--- BEGIN Given records ---

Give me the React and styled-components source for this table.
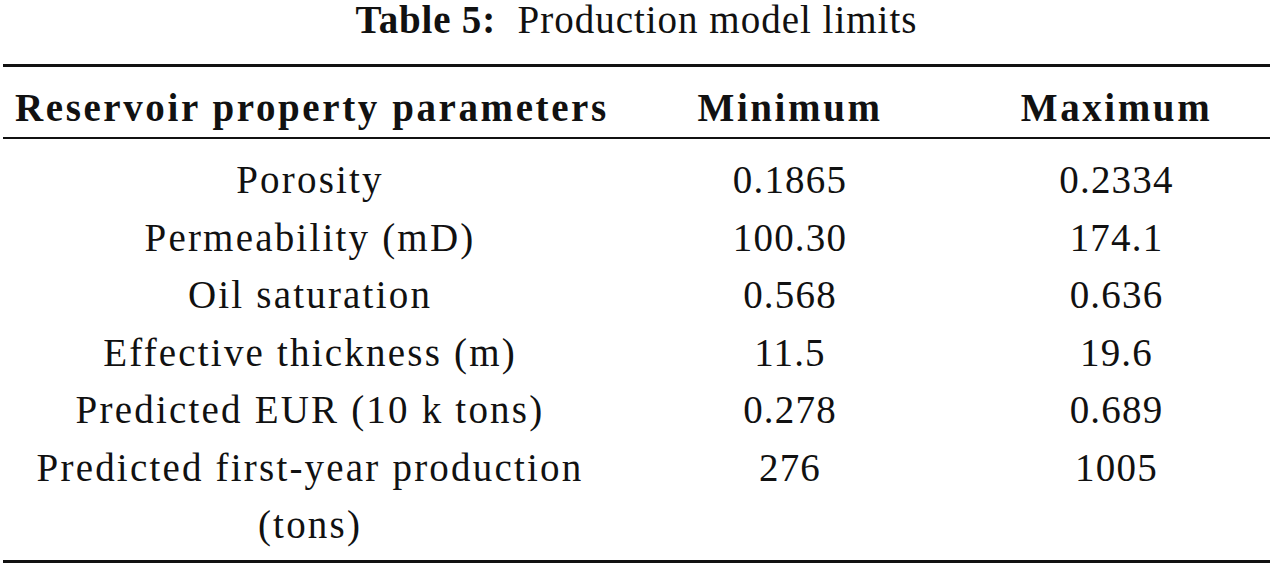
import React from "react";
import styled, { createGlobalStyle } from "styled-components";

const GlobalStyle = createGlobalStyle`
  html, body {
    margin: 0;
    padding: 0;
    background: #fff;
  }
  body {
    font-family: "Liberation Serif", "Times New Roman", serif;
    color: #111;
  }
`;

const rows = [
  { name: "Porosity", min: "0.1865", max: "0.2334" },
  { name: "Permeability (mD)", min: "100.30", max: "174.1" },
  { name: "Oil saturation", min: "0.568", max: "0.636" },
  { name: "Effective thickness (m)", min: "11.5", max: "19.6" },
  { name: "Predicted EUR (10 k tons)", min: "0.278", max: "0.689" },
  { name: "Predicted first-year production (tons)", min: "276", max: "1005" },
];

export default function App() {
  return (
    <>
      <GlobalStyle />
      <Page>
        <Caption>
          <b>Table 5:</b>&nbsp; Production model limits
        </Caption>
        <Table>
          <HeadRow>
            <Cell bold>Reservoir property parameters</Cell>
            <Cell bold>Minimum</Cell>
            <Cell bold>Maximum</Cell>
          </HeadRow>
          <Body>
            {rows.map((r) => (
              <Row key={r.name}>
                <Cell>{r.name}</Cell>
                <Cell num>{r.min}</Cell>
                <Cell num>{r.max}</Cell>
              </Row>
            ))}
          </Body>
        </Table>
      </Page>
    </>
  );
}

const Page = styled.div`
  width: 1267px;
  padding: 0 3px;
`;

const Caption = styled.div`
  height: 64px;
  line-height: 40px;
  font-size: 39px;
  letter-spacing: 1px;
  text-align: center;
  b {
    font-weight: 700;
    letter-spacing: 0.8px;
  }
`;

const Table = styled.div`
  border-top: 3px solid #111;
  border-bottom: 3px solid #111;
`;

const Columns = styled.div`
  display: grid;
  grid-template-columns: 614px 346px 1fr;
`;

const HeadRow = styled(Columns)`
  box-sizing: border-box;
  height: 72px;
  padding-top: 11px;
  line-height: 59px;
  border-bottom: 2px solid #111;
`;

const Body = styled.div`
  padding: 12px 0 6px;
`;

const Row = styled(Columns)`
  line-height: 57.5px;
`;

const Cell = styled.div`
  font-size: 39px;
  text-align: center;
  padding: 0 12px;
  font-weight: ${(p) => (p.bold ? 700 : 400)};
  letter-spacing: ${(p) => (p.bold ? "2.6px" : p.num ? "1.2px" : "2.2px")};
  white-space: ${(p) => (p.bold ? "nowrap" : "normal")};
`;
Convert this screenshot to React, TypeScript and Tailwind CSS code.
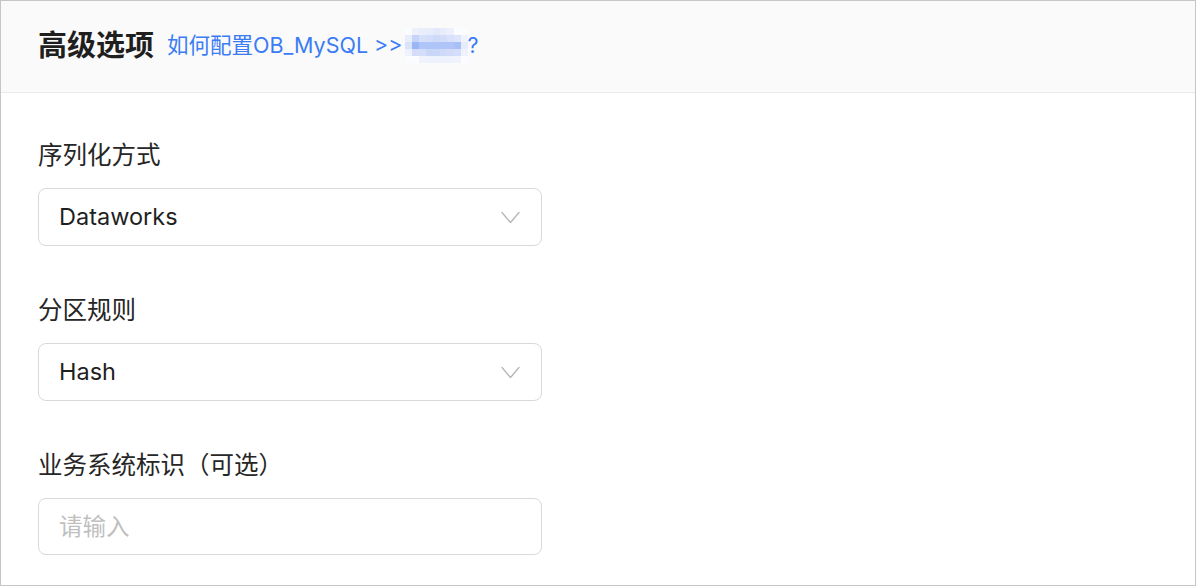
import React from "react";

const mosaic: string[][] = [
  ["#fbfcff", "#eef1fb", "#eaeefb", "#e8edfb", "#e3e9fb", "#e8edfb", "#eef1fc", "#fbfcff", "#fbfcff"],
  ["#e9eefb", "#c5d4f8", "#d6e0f9", "#d4defa", "#cfdaf9", "#d3ddf9", "#d9e2fa", "#dde5fa", "#f0f3fc"],
  ["#dbe3fa", "#9bb6f5", "#b0c5f7", "#b0c5f7", "#b0c5f7", "#b0c5f7", "#b0c5f7", "#a9c0f6", "#e6ecfb"],
  ["#eef2fc", "#d3ddf9", "#d4defa", "#c8d6f8", "#c8d6f8", "#cfdaf9", "#d2dcf9", "#d4defa", "#eef2fc"],
  ["#fbfcff", "#fbfcff", "#f0f3fc", "#eef2fc", "#eef2fc", "#eef2fc", "#eef2fc", "#f0f3fc", "#fbfcff"],
];

function Chevron() {
  return (
    <svg width="19" height="13" viewBox="0 0 19 13" fill="none" className="shrink-0">
      <path d="M1 1.5 L9.5 11.5 L18 1.5" stroke="#b5b5b5" strokeWidth="1.3" strokeLinecap="round" strokeLinejoin="round" />
    </svg>
  );
}

function Field({ label, children }: { label: string; children: React.ReactNode }) {
  return (
    <div className="flex flex-col">
      <div className="h-[32px] leading-[32px] text-[24.5px] text-[#262626]">{label}</div>
      <div className="mt-[17px]">{children}</div>
    </div>
  );
}

function Select({ value }: { value: string }) {
  return (
    <div className="w-[504px] h-[58px] border border-[#d9d9d9] rounded-[8px] bg-white flex items-center justify-between pl-[20px] pr-[21px]">
      <span className="text-[23.5px] text-[#1f1f1f]">{value}</span>
      <Chevron />
    </div>
  );
}

export default function App() {
  return (
    <div
      className="w-[1196px] h-[586px] border border-[#c6c6c6] bg-white flex flex-col overflow-hidden"
      style={{ fontFamily: 'Inter, "Noto Sans CJK SC", sans-serif' }}
    >
      <div className="h-[92px] shrink-0 bg-[#fafafa] border-b border-[#ebebeb] flex items-center pl-[37px] pb-[2px]">
        <span className="text-[29px] font-bold text-[#1f1f1f] leading-none">高级选项</span>
        <span className="ml-[13px] text-[21.5px] text-[#3b7cf5] flex items-center leading-none">
          如何配置OB_MySQL &gt;&gt;
          <span className="ml-[2px] inline-grid grid-cols-9">
            {mosaic.flatMap((row, r) =>
              row.map((c, i) => (
                <span key={`${r}-${i}`} className="w-[7px] h-[7px]" style={{ backgroundColor: c }} />
              ))
            )}
          </span>
          ?
        </span>
      </div>
      <div className="flex flex-col gap-[48px] pl-[37px] pt-[46px]">
        <Field label="序列化方式">
          <Select value="Dataworks" />
        </Field>
        <Field label="分区规则">
          <Select value="Hash" />
        </Field>
        <Field label="业务系统标识（可选）">
          <div className="w-[504px] h-[57px] border border-[#d9d9d9] rounded-[8px] bg-white flex items-center pl-[20px]">
            <span className="text-[23.5px] text-[#bfbfbf]">请输入</span>
          </div>
        </Field>
      </div>
    </div>
  );
}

--- END Given records ---

▸ Task prompt: All the lines above are to be reproduced exactly, except the pictures.

▸ Answer to this task:
Give me the React and styled-components source for this table.
import React from "react";
import styled, { createGlobalStyle } from "styled-components";

const GlobalStyle = createGlobalStyle`
  html, body {
    margin: 0;
    padding: 0;
    background: #fff;
  }
  body {
    font-family: "Liberation Serif", "Times New Roman", serif;
    color: #111;
  }
`;

const rows = [
  { name: "Porosity", min: "0.1865", max: "0.2334" },
  { name: "Permeability (mD)", min: "100.30", max: "174.1" },
  { name: "Oil saturation", min: "0.568", max: "0.636" },
  { name: "Effective thickness (m)", min: "11.5", max: "19.6" },
  { name: "Predicted EUR (10 k tons)", min: "0.278", max: "0.689" },
  { name: "Predicted first-year production (tons)", min: "276", max: "1005" },
];

export default function App() {
  return (
    <>
      <GlobalStyle />
      <Page>
        <Caption>
          <b>Table 5:</b>&nbsp; Production model limits
        </Caption>
        <Table>
          <HeadRow>
            <Cell bold>Reservoir property parameters</Cell>
            <Cell bold>Minimum</Cell>
            <Cell bold>Maximum</Cell>
          </HeadRow>
          <Body>
            {rows.map((r) => (
              <Row key={r.name}>
                <Cell>{r.name}</Cell>
                <Cell num>{r.min}</Cell>
                <Cell num>{r.max}</Cell>
              </Row>
            ))}
          </Body>
        </Table>
      </Page>
    </>
  );
}

const Page = styled.div`
  width: 1267px;
  padding: 0 3px;
`;

const Caption = styled.div`
  height: 64px;
  line-height: 40px;
  font-size: 39px;
  letter-spacing: 1px;
  text-align: center;
  b {
    font-weight: 700;
    letter-spacing: 0.8px;
  }
`;

const Table = styled.div`
  border-top: 3px solid #111;
  border-bottom: 3px solid #111;
`;

const Columns = styled.div`
  display: grid;
  grid-template-columns: 614px 346px 1fr;
`;

const HeadRow = styled(Columns)`
  box-sizing: border-box;
  height: 72px;
  padding-top: 11px;
  line-height: 59px;
  border-bottom: 2px solid #111;
`;

const Body = styled.div`
  padding: 12px 0 6px;
`;

const Row = styled(Columns)`
  line-height: 57.5px;
`;

const Cell = styled.div`
  font-size: 39px;
  text-align: center;
  padding: 0 12px;
  font-weight: ${(p) => (p.bold ? 700 : 400)};
  letter-spacing: ${(p) => (p.bold ? "2.6px" : p.num ? "1.2px" : "2.2px")};
  white-space: ${(p) => (p.bold ? "nowrap" : "normal")};
`;
Convert this screenshot to React, TypeScript and Tailwind CSS code.
import React from "react";

const mosaic: string[][] = [
  ["#fbfcff", "#eef1fb", "#eaeefb", "#e8edfb", "#e3e9fb", "#e8edfb", "#eef1fc", "#fbfcff", "#fbfcff"],
  ["#e9eefb", "#c5d4f8", "#d6e0f9", "#d4defa", "#cfdaf9", "#d3ddf9", "#d9e2fa", "#dde5fa", "#f0f3fc"],
  ["#dbe3fa", "#9bb6f5", "#b0c5f7", "#b0c5f7", "#b0c5f7", "#b0c5f7", "#b0c5f7", "#a9c0f6", "#e6ecfb"],
  ["#eef2fc", "#d3ddf9", "#d4defa", "#c8d6f8", "#c8d6f8", "#cfdaf9", "#d2dcf9", "#d4defa", "#eef2fc"],
  ["#fbfcff", "#fbfcff", "#f0f3fc", "#eef2fc", "#eef2fc", "#eef2fc", "#eef2fc", "#f0f3fc", "#fbfcff"],
];

function Chevron() {
  return (
    <svg width="19" height="13" viewBox="0 0 19 13" fill="none" className="shrink-0">
      <path d="M1 1.5 L9.5 11.5 L18 1.5" stroke="#b5b5b5" strokeWidth="1.3" strokeLinecap="round" strokeLinejoin="round" />
    </svg>
  );
}

function Field({ label, children }: { label: string; children: React.ReactNode }) {
  return (
    <div className="flex flex-col">
      <div className="h-[32px] leading-[32px] text-[24.5px] text-[#262626]">{label}</div>
      <div className="mt-[17px]">{children}</div>
    </div>
  );
}

function Select({ value }: { value: string }) {
  return (
    <div className="w-[504px] h-[58px] border border-[#d9d9d9] rounded-[8px] bg-white flex items-center justify-between pl-[20px] pr-[21px]">
      <span className="text-[23.5px] text-[#1f1f1f]">{value}</span>
      <Chevron />
    </div>
  );
}

export default function App() {
  return (
    <div
      className="w-[1196px] h-[586px] border border-[#c6c6c6] bg-white flex flex-col overflow-hidden"
      style={{ fontFamily: 'Inter, "Noto Sans CJK SC", sans-serif' }}
    >
      <div className="h-[92px] shrink-0 bg-[#fafafa] border-b border-[#ebebeb] flex items-center pl-[37px] pb-[2px]">
        <span className="text-[29px] font-bold text-[#1f1f1f] leading-none">高级选项</span>
        <span className="ml-[13px] text-[21.5px] text-[#3b7cf5] flex items-center leading-none">
          如何配置OB_MySQL &gt;&gt;
          <span className="ml-[2px] inline-grid grid-cols-9">
            {mosaic.flatMap((row, r) =>
              row.map((c, i) => (
                <span key={`${r}-${i}`} className="w-[7px] h-[7px]" style={{ backgroundColor: c }} />
              ))
            )}
          </span>
          ?
        </span>
      </div>
      <div className="flex flex-col gap-[48px] pl-[37px] pt-[46px]">
        <Field label="序列化方式">
          <Select value="Dataworks" />
        </Field>
        <Field label="分区规则">
          <Select value="Hash" />
        </Field>
        <Field label="业务系统标识（可选）">
          <div className="w-[504px] h-[57px] border border-[#d9d9d9] rounded-[8px] bg-white flex items-center pl-[20px]">
            <span className="text-[23.5px] text-[#bfbfbf]">请输入</span>
          </div>
        </Field>
      </div>
    </div>
  );
}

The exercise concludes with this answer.